My next step was developing a list of keywords that would return all ads in the dataset in Spanish that were about voting. My list of keywords was: vota, por, votar, and para. These words translate to English as “vote” and “for”.
These keywords were selected by going through Biden and Trump’s ad library on Facebook and looking for the most common words in the ads that were in Spanish. I determined that the phrase “Hoy puede votar” (today you can vote) or “Sacrificamos mucho para ser libres y respetados” (we sacrificed a lot to be free) were some of the most common in Spanish language ads (as shown in Figure 1 and 2). These keywords were unlikely to return false positives because if the Spanish word appeared in the ad, then it was probable that at least part of the ad was in Spanish.
Figure 1
Figure 2
Lastly, to determine how much each candidate spent, I used Facebook’s estimates of the upper and lower bounds of spending and conducted an average of those two numbers.
However, throughout the semester, it became more apparent that this method was not capturing the complete picture. Ads that didn’t use these keywords, but were in Spanish, would not be picked up. An ad released by Latinos for Trump, as shown in Figure 3, is an example of this.
Figure 3
Thus, after Election Day, I expanded my date range through November 3rd and used another method to identify Spanish ads.
With the expanded data set, I used the “Detect Language” feature in Google Sheets to identify ads that had text in Spanish, and I ran the same keyword search for comparison. I imported the data sets from the WMP server into Google Sheets and then selected only the ad rows that the feature had marked as “es” (an abbreviation for español or Spanish).
Results
The results for my first keyword search using the data from September 1st to October 15th showed that Biden spent approximately 61,765 dollars on Spanish Language ads. Trump outspent Biden by spending approximately 103,336 dollars on Spanish Language ads during this time period.
When I updated my dataset to include ads released until November 3rd, Trump’s lead no longer held. The keyword search on the expanded date range showed Biden spent approximately 469,450 dollars on Spanish ads while Trump’s spending remained the same at approximately 103,336 dollars. In other words, Trump’s spending on Spanish ads stopped after October 15th. As the election neared, Biden ramped up spending and outspent Trump on Spanish Language ads.
The results from the detect the language feature validate this conclusion; yet, the numbers were slightly different. This analysis showed Biden spent approximately 449,250 dollars on Spanish Language ads (about 20,000 dollars less than the keyword search). And it reported Trump’s spending at 198,000 dollars (about 95,000 dollars more than the keyword search).

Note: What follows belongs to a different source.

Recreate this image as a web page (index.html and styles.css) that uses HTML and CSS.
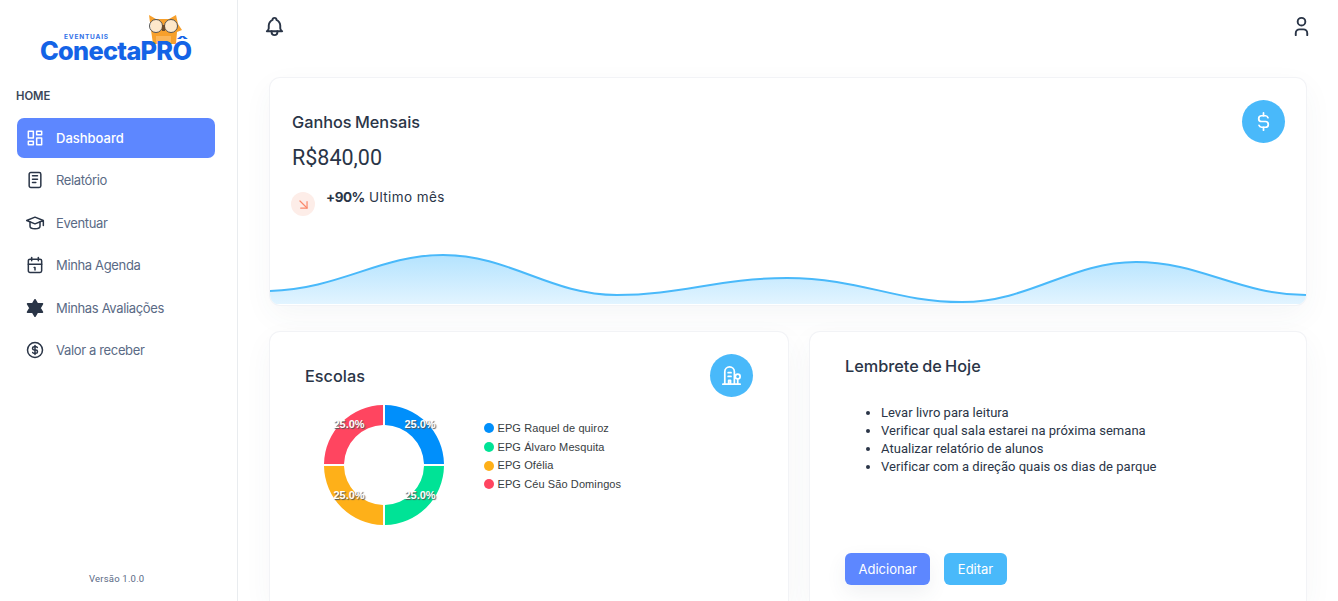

Since this feature was meant to catch ads that keyword searching may have missed, I expected both the results to be larger. Therefore, the result for Biden puzzled me. However, the answer lies in the types of ads that Biden released during this time period.
I applied the “detect language” feature to the subset of ads that the keyword search had identified to see what language they were marked as. I realized that Biden released ads in English, but added a phrase in Spanish at the end (as shown in Figure 4). These ads were then counted by the keyword search, but they were marked as English by the feature, so they were not computed into the total average.
Figure 4
In order to get a more accurate number, I combined both datasets to include ads that were counted by the detect the language feature or counted by the keyword search. The results by candidate are indicated in Table 1.
Table 1: Results of Approximate Spend By Candidate and Method
Candidate | Detect the Language Feature | Keyword Search | Combined Results |
Biden | $449,250 | $469,450 | $491,500 |
Trump | $198,000 | $103,336 | $198,050 |
Conclusion
The results of my analysis were pretty surprising because it was very difficult to find a method that alone would capture all the ads in Spanish. However, by combining both methods used in this report, I was able to generate a more accurate result of the total spend on Spanish language ads by both candidates during the campaigns.
Biden exceeded Trump’s spending on Spanish language ads by 2.5 times, but this happened as the election neared when he ramped up spending as Trump stopped spending on Spanish.
This analysis highlights the faults of using automated methods to code language ads. Both methods miss ads because of the keywords used or the amount of Spanish in the ad. Going forward, I would like to expand on this research by exploring other methods of detecting language like using Google’s Compact Language Detector Package in R.